Uber will resume testing self-driving cars in ‘a few months,’ says Dara Khosrowshahi,the CEO. Uber grounded its fleet of autonomous vehicles in the wake of a fatal crash in Tempe, Arizona .
The announcement was made in the stage of Uber’s second annual Elevate conference in Los Angeles.He expected the company’s autonomous vehicles to be back on the road soon after the release of the National Traffic Safety Board’s report, as well as a “top-to-bottom” internal safety review Uber was conducting at its Advance Technologies Group in Pittsburgh.
The crash occurred at night in early March in Tempe, Arizona. The Uber vehicle was headed northbound when a woman, identified as 49-year-old Elaine Herzberg, was struck while pushing a bicycle across the street. Herzberg was taken to the hospital, where she later died from her injuries.In the wake of the crash, signs have emerged that Uber’s self-driving program was potentially fraught with risk.

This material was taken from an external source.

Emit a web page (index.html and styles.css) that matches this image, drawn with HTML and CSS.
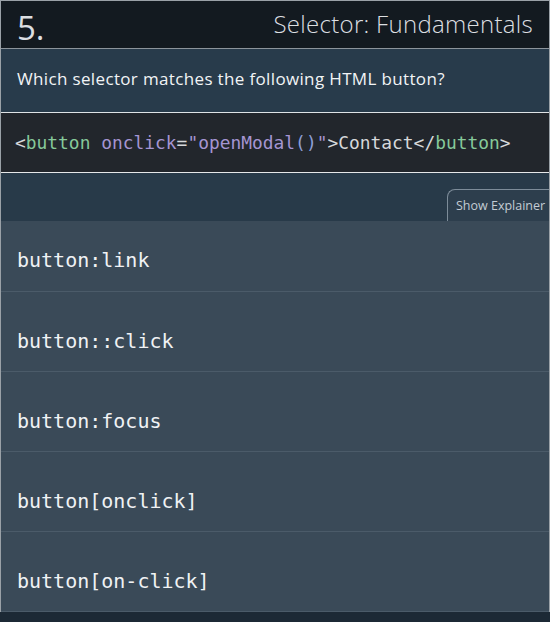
FILE: index.html
```html
<!DOCTYPE html>
<html lang="en">
<head>
<meta charset="utf-8">
<title>Selector: Fundamentals</title>
<link rel="stylesheet" href="styles.css">
</head>
<body>
<div class="quiz">
  <header class="quiz-header">
    <span class="quiz-number">5.</span>
    <span class="quiz-topic">Selector: Fundamentals</span>
  </header>
  <div class="quiz-question">Which selector matches the following HTML button?</div>
  <pre class="quiz-code"><span class="p">&lt;</span><span class="tag">button</span> <span class="attr">onclick</span><span class="p">=</span><span class="str">"openModal</span><span class="paren">()</span><span class="str">"</span><span class="p">&gt;Contact&lt;/</span><span class="tag">button</span><span class="p">&gt;</span></pre>
  <div class="quiz-toolbar">
    <button class="explainer-tab" type="button">Show Explainer</button>
  </div>
  <ul class="answers">
    <li class="answer answer-first">button:link</li>
    <li class="answer">button::click</li>
    <li class="answer">button:focus</li>
    <li class="answer">button[onclick]</li>
    <li class="answer">button[on-click]</li>
  </ul>
</div>
</body>
</html>
```
FILE: styles.css
```css
html, body {
  margin: 0;
  padding: 0;
  background: #1c2935;
}

.quiz {
  width: 548px;
  border: 1px solid #9aa1a7;
  border-bottom: none;
  font-family: "Open Sans", "Liberation Sans", sans-serif;
  color: #e8ecef;
}

.quiz-header {
  display: flex;
  justify-content: space-between;
  align-items: flex-start;
  height: 48px;
  box-sizing: border-box;
  padding: 7px 16px 0 16px;
  background: #131a20;
  border-bottom: 1px solid #8c949b;
}

.quiz-number {
  font-size: 33px;
  line-height: 40px;
  color: #dcdfe2;
  font-weight: 400;
}

.quiz-topic {
  font-size: 24px;
  line-height: 32px;
  color: #dcdfe2;
  font-weight: 300;
  letter-spacing: 0.3px;
}

.quiz-question {
  height: 64px;
  box-sizing: border-box;
  padding: 17px 16px 0 16px;
  background: #283b4b;
  border-bottom: 1px solid #dfe3e6;
  font-size: 17px;
  line-height: 26px;
  letter-spacing: 0.35px;
  color: #f2f4f6;
}

.quiz-code {
  margin: 0;
  height: 60px;
  box-sizing: border-box;
  padding: 18px 14px 0 14px;
  background: #22262c;
  border-bottom: 1px solid #e6e8ea;
  font-family: "DejaVu Sans Mono", monospace;
  font-size: 17.9px;
  line-height: 24px;
  color: #d6d8da;
}

.quiz-code .tag { color: #86c99a; }
.quiz-code .attr { color: #a595d2; }
.quiz-code .str { color: #a595d2; }
.quiz-code .paren { color: #8f9ed6; }
.quiz-code .p { color: #d6d8da; }

.quiz-toolbar {
  display: flex;
  justify-content: flex-end;
  align-items: flex-end;
  height: 48px;
  background: #283a49;
}

.explainer-tab {
  height: 32px;
  width: 102px;
  box-sizing: border-box;
  padding: 0 0 1px 8px;
  background: #2d3e4d;
  border: 1px solid #7d8c99;
  border-right: none;
  border-bottom: none;
  border-radius: 8px 0 0 0;
  font-family: "Open Sans", "Liberation Sans", sans-serif;
  font-size: 12.5px;
  white-space: nowrap;
  color: #c3ccd3;
  text-align: left;
}

.answers {
  list-style: none;
  margin: 0;
  padding: 0;
  background: #3a4a58;
}

.answer {
  height: 80px;
  box-sizing: border-box;
  padding: 37px 16px 0 16px;
  border-bottom: 1px solid #4b5b69;
  font-family: "DejaVu Sans Mono", monospace;
  font-size: 20px;
  line-height: 24px;
  color: #f0f2f4;
}

.answer-first {
  height: 71px;
  padding-top: 27px;
}
```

When it resumes, Uber’s self-driving car program may look quite different than it did before the fatal crash. Arizona has moved to restrict the company from testing its vehicles in the state. And Uber has declined to renew its testing license in California. That would leave Pittsburgh, where Uber has been testing its vehicles for several years, as the sole outpost for Uber’s program.